An SRWLock has the same purpose as a simple critical section: to protect a single resource against access made by different threads. However, unlike a critical section, an SRWLock allows you to distinguish between threads that simply want to read the value of the resource (the readers) and other threads that are trying to update this value (the writers). It should be possible for all readers to access the shared resource at the same time because there is no risk of data corruption if you only read the value of a resource. The need for synchronization begins when a writer thread wants to update the resource. In that case, the access should be exclusive: no other thread, neither a reader nor a writer, should be allowed to access the resource. This is exactly what an SRWLock allows you to do in your code and in a very explicit way.
Compared to a critical section, an SRWLock is missing some features:
- There is no TryEnter(Shared/Exclusive)SRWLock: your calls to the AcquireSRWLock(Shared/Exclusive) functions block the calling thread if the lock is already owned.
- It is not possible to recursively acquire an SRWLOCK; that is, a single thread cannot acquire the lock for writing multiple times and then release it with a corresponding number of ReleaseSRWLock* calls.
To summarize, if you want to get the best performance in an application, you should try to use nonshared data first and then use volatile reads, volatile writes, interlocked APIs, SRWLocks, critical sections. And if all of these won’t work for your situation, then and only then, use kernel objects.

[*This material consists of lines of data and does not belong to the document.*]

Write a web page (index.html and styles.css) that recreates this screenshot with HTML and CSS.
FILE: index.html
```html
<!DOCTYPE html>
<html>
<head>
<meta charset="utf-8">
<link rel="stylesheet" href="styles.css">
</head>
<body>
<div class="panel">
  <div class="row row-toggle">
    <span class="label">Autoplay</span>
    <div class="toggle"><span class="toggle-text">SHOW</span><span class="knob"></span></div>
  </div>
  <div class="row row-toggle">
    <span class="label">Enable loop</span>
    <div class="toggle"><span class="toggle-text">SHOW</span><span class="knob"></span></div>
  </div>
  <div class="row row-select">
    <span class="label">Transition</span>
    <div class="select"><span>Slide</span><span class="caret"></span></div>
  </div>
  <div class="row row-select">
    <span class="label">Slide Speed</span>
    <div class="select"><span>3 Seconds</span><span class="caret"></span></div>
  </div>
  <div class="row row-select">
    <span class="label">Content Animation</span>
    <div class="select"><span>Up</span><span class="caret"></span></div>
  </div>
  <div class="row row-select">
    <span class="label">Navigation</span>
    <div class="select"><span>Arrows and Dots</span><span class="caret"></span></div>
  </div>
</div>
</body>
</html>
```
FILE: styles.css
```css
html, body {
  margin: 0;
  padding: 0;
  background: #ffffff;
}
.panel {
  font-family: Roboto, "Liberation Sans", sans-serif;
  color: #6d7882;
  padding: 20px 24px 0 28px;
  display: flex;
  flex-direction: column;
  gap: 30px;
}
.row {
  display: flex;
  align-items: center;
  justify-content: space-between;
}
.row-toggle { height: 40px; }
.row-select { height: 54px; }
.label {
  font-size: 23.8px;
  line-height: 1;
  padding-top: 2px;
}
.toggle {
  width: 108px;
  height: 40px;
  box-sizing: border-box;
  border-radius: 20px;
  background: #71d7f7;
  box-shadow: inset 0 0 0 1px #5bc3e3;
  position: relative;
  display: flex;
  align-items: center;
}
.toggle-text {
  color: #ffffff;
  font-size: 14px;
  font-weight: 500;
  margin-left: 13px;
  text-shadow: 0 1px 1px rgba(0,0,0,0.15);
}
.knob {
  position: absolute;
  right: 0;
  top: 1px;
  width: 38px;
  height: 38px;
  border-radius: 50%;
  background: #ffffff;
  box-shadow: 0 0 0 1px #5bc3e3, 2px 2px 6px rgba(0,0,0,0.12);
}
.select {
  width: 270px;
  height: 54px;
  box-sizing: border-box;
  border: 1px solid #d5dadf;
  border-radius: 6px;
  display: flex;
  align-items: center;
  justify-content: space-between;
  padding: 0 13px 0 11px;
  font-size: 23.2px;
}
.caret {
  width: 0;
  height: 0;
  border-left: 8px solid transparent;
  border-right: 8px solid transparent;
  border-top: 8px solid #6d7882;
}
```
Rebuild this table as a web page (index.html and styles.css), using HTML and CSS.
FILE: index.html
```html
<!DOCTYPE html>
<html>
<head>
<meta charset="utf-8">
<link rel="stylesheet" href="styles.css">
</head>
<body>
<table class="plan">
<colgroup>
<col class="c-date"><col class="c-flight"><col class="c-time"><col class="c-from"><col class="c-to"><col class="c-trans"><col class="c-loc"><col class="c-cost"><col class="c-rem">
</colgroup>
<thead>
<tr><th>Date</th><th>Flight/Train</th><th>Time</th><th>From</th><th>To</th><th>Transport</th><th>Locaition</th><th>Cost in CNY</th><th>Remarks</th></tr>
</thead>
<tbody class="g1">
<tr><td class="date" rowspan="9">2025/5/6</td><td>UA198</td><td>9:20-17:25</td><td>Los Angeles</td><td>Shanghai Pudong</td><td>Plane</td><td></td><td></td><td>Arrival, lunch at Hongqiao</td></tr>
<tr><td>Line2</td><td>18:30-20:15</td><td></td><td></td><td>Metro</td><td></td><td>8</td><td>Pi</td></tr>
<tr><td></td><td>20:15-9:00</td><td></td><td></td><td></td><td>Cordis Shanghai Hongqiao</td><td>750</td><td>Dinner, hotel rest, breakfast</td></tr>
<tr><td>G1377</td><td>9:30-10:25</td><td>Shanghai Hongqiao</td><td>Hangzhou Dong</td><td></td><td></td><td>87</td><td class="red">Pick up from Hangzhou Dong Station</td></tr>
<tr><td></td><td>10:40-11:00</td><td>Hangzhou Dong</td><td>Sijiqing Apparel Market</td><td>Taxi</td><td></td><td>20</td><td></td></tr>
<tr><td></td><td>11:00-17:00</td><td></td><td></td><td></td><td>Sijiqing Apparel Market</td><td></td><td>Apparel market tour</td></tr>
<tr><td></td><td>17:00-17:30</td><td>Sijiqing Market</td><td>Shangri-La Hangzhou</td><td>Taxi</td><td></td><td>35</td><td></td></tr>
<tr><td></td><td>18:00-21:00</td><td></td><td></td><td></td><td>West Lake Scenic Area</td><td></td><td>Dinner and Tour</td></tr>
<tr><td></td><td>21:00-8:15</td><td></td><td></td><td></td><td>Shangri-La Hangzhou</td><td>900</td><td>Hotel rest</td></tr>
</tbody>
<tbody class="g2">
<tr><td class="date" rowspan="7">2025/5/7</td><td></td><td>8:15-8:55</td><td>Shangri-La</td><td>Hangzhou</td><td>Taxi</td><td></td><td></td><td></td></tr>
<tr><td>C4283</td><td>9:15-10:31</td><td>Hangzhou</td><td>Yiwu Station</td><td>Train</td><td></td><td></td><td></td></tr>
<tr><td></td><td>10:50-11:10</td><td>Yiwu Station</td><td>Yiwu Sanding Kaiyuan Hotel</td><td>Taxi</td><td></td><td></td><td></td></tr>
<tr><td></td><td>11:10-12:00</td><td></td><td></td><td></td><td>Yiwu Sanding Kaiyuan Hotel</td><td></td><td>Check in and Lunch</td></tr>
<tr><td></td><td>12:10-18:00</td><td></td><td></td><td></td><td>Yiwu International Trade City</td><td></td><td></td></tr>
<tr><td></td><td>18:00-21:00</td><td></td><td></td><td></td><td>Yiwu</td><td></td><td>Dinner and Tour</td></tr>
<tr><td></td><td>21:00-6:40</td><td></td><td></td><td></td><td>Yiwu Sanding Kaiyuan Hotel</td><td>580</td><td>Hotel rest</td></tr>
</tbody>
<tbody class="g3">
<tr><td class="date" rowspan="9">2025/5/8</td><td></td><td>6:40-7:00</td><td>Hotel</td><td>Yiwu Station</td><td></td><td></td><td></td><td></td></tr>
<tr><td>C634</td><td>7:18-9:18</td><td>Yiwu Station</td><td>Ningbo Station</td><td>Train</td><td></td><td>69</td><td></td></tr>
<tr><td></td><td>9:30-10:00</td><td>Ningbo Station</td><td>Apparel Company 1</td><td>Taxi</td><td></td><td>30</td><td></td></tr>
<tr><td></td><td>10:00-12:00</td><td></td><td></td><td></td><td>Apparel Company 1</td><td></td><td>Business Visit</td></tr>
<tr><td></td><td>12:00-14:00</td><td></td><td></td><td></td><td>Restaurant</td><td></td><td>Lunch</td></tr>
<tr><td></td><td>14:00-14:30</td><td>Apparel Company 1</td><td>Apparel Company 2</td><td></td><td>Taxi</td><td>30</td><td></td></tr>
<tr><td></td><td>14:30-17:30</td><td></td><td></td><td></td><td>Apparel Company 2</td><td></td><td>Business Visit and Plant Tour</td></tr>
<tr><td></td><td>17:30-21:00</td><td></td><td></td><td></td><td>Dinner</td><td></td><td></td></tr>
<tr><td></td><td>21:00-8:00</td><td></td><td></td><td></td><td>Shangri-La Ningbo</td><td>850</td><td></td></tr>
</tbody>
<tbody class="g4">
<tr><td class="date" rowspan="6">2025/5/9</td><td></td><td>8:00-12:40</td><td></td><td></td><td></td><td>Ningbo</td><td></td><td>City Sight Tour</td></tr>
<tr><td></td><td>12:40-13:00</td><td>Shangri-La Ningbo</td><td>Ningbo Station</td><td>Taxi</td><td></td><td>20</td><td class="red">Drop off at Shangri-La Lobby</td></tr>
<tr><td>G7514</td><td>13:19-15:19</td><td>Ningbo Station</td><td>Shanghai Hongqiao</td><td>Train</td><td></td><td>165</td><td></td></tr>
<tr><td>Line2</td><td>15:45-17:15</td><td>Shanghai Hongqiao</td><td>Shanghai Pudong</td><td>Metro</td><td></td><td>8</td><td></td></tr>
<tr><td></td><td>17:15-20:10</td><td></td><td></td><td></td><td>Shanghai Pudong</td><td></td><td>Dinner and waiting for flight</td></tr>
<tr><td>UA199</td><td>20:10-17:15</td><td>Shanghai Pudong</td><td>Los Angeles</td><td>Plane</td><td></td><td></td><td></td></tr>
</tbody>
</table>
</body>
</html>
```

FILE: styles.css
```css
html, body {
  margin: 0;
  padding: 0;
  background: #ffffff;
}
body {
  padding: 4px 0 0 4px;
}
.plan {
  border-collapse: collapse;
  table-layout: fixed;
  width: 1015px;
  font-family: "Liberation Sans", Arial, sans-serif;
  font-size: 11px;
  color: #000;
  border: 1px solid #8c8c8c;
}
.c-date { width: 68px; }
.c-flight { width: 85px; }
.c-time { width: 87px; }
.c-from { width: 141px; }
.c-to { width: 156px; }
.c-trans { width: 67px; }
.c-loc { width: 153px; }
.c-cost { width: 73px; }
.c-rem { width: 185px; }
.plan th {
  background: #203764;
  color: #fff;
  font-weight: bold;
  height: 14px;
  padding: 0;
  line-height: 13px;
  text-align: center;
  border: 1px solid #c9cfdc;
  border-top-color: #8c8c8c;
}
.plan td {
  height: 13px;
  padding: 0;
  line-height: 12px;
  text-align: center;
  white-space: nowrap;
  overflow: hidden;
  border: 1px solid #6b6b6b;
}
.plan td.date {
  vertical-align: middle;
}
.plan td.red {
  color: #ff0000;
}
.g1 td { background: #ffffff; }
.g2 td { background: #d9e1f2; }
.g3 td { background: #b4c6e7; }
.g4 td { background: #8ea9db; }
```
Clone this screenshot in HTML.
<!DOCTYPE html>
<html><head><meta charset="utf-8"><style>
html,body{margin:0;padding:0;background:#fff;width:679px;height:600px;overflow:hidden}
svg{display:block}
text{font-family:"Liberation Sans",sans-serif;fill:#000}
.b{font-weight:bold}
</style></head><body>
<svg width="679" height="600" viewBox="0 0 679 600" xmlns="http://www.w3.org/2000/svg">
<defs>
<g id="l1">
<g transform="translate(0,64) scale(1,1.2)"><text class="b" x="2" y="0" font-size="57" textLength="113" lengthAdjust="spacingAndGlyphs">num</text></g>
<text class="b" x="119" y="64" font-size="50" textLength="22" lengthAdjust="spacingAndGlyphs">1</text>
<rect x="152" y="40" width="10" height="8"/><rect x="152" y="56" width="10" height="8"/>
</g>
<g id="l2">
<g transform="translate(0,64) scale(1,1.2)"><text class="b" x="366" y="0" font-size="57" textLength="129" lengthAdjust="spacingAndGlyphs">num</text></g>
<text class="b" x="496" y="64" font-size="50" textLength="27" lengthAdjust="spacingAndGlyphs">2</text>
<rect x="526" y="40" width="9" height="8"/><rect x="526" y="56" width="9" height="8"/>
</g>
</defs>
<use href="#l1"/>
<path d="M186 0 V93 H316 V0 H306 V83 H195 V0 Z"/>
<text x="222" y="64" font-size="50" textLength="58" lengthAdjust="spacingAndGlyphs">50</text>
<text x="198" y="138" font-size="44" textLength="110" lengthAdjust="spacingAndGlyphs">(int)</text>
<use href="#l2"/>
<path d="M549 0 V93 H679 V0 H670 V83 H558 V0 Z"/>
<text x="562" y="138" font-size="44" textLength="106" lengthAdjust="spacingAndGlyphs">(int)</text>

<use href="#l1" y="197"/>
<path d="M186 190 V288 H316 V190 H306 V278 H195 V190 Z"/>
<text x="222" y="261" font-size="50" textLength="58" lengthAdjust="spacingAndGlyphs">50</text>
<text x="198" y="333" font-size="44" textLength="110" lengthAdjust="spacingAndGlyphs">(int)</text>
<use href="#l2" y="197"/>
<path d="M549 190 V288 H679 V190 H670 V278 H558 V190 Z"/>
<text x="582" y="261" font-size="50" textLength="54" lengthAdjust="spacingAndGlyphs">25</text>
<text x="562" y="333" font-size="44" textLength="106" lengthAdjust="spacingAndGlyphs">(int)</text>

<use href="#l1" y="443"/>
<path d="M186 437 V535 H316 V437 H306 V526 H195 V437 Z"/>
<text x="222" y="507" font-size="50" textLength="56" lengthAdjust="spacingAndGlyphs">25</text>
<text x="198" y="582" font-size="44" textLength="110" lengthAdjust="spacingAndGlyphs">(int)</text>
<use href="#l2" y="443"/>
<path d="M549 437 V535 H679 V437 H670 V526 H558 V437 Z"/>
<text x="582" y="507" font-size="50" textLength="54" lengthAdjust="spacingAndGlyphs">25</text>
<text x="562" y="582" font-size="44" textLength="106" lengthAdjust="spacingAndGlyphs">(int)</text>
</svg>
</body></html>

Condition variables are designed to simplify your life when implementing synchronization scenarios where a thread has to atomically release a lock on a resource and blocks until a condition is met through the SleepConditionVariableCS or SleepConditionVariableSRW functions.
A thread blocked inside these Sleep* functions is awakened when WakeConditionVariable or WakeAllConditionVariable is called by another thread that detects that the right condition is satisfied, such as the presence of an element to consume for a reader thread or enough room to insert a produced element for a writer thread.